So I got an alarming email yesterday.
It was from an entity representing another entity. The tone was polite but quite stern and told me in no uncertain terms that I was in violation of trademark laws because I mentioned the term “spending fast” in a blog post. The email requested that I remove the term from my “post, URL, tags, and anywhere else it may have been used” and that I should refrain from using it ever again, amen. The entity suggested I replace all mention of “spending fast” with the term “spending freeze” instead.
After my heart began beating again – I do so hate that feeling of being in trouble – I had a good think about this. I also did a quick Google search. Sure enough, the term is trademarked. But the English teacher/student/wordsmither in me balked – was I really in violation? Aren’t words free? What about freedom of speech? What if I liked the religious nuance of the word “fast” in juxtaposed conjunction with the word “spend” because together they create a lovely oxymoron? “Freeze” just doesn’t have the same connotation.
I shot back an equally polite and equally firm email inquiring about all this. I mentioned that the post in question didn’t even use the term as a proper noun, so was I truly in the wrong? Why couldn’t I utilize the term in the general sense, that is “spending fast” rather than “Spending Fast” (which, oddly, is how I used it in the post in question although I did capitalize the term in subsequent posts)?
The way I saw it, telling me to cease and desist is akin to telling me I can’t say “I’m gonna xerox a copy” because Xerox the company has a trademark on the term. Doesn’t it all depend on context?
I received an instant response back: “Yes, any and all uses of Spending Fast would need to be removed because of the trademark.”
Now keep in mind, I’m a complete ignoramus when it comes to laws and rules and regulations and such; these are not in my wheelhouse because I’m a high school English teacher. I’m not a professional blogger. I don’t make money from this site. I don’t come with a stable of assistants and accountants and legal counsel. Why are these facts pertinent? Because when I did a further Google search on trademark infringement, I came across this bit from Wikipedia:
Infringement may occur when one party, the “infringer”, uses a trademark which is identical or confusingly similar to a trademark owned by another party, in relation to products or services which are identical or similar to the products or services which the registration covers.

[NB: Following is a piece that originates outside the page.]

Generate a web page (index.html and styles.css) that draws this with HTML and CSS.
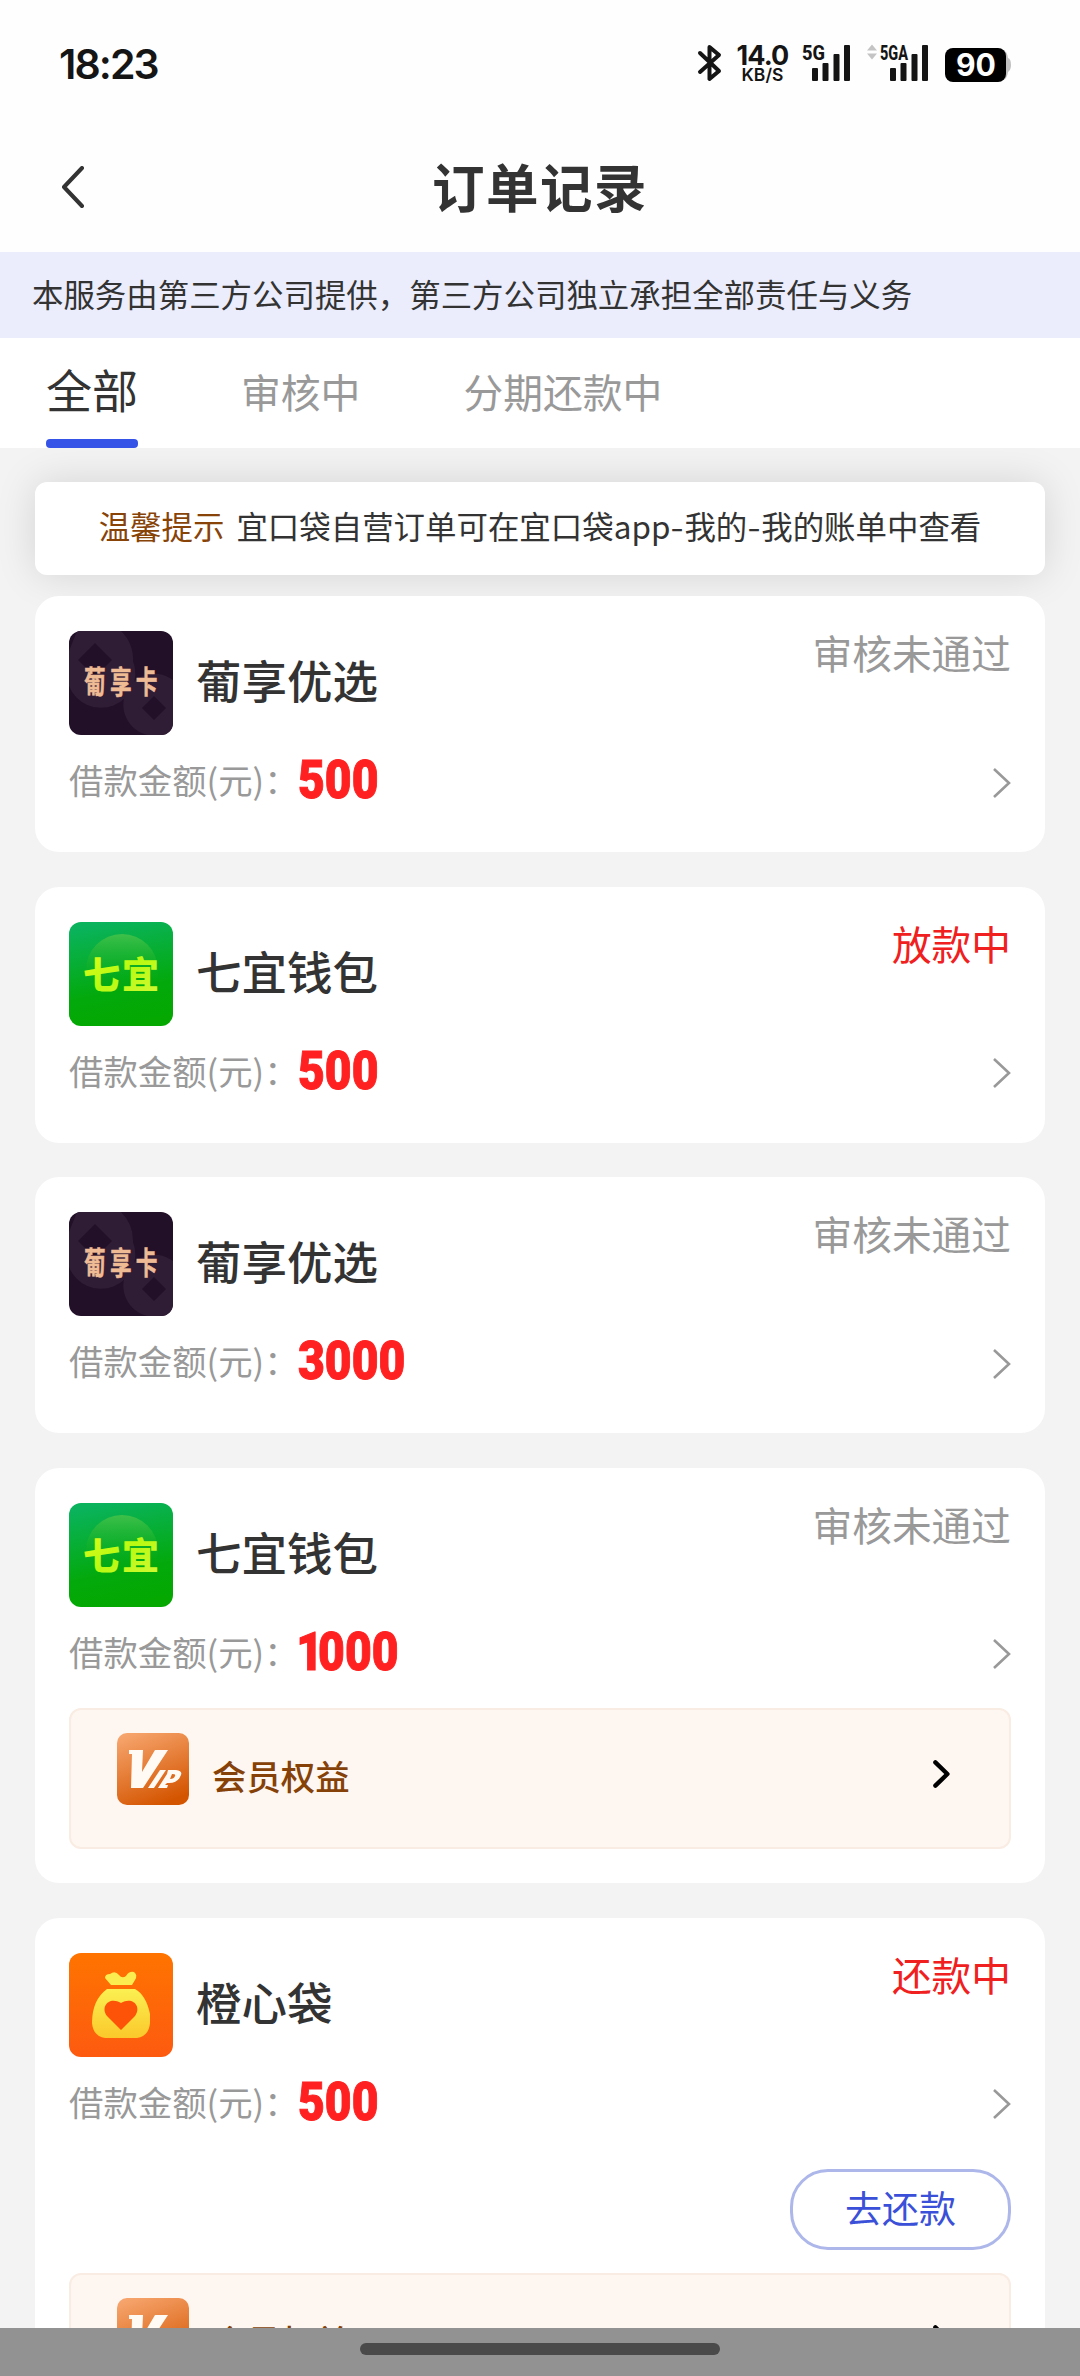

And just to clarify further, I also Wiki-ed “trademark”:
The essential function of a trademark is to exclusively identify the commercial source or origin of products or services, so a trademark, properly called, indicates source or serves as a badge of origin. In other words, trademarks serve to identify a particular business as the source of goods or services. The use of a trademark in this way is known as trademark use.
*please note the liberal use of bold is mine own and not Wikipedia; I utilize them to make a point.
If one was to get etymological on this bad boy, one can break the compound noun into the two words. “Trade” implies some form of currency exchanging hands and “mark” implies some form of stamp verification or ownership. Since I offer neither goods nor services nor have I claimed ownership of the term, I think I’m well within my rights to use it in the context of how I’d been using it.
And really am I bothering anyone? I have a steady readership of a mere 75, fer chrissake! My own students have more followers on their Instagram accounts than I do. Who the hell cares about my insignificant blog documenting my insignificant (in the grand scheme of things anyway) personal challenge?
So now I’m all riled up.
Sorry for the rant. Thanks for humoring me.
Because if you know me at all, you know I’m a rule follower and you know I’ll eventually go back and perform the very tedious task of finding every single goddamned mention of “spending fast” in over a dozen posts, tags and URLs and replacing them as per request. (Which, by the way, will make this very post sound really stupid once I make all the replacements. Or do you think I’m allowed to use “spending fast” in just this post because I’m telling a story?)
But hell if I’ll use “spending freeze”. There’s no heart or soul in that term. I think I’ll use “fiscal fast” instead. It’s alliterative and resonant and stately; I can just hear John Houseman in the background right now, espousing its virtues.
Yep, “fiscal fast”. I like it. It’s actually better than “spending fast”. I’ll happily replace the latter with the former.
Right after I do a quick Google search to see if it’s been trademarked.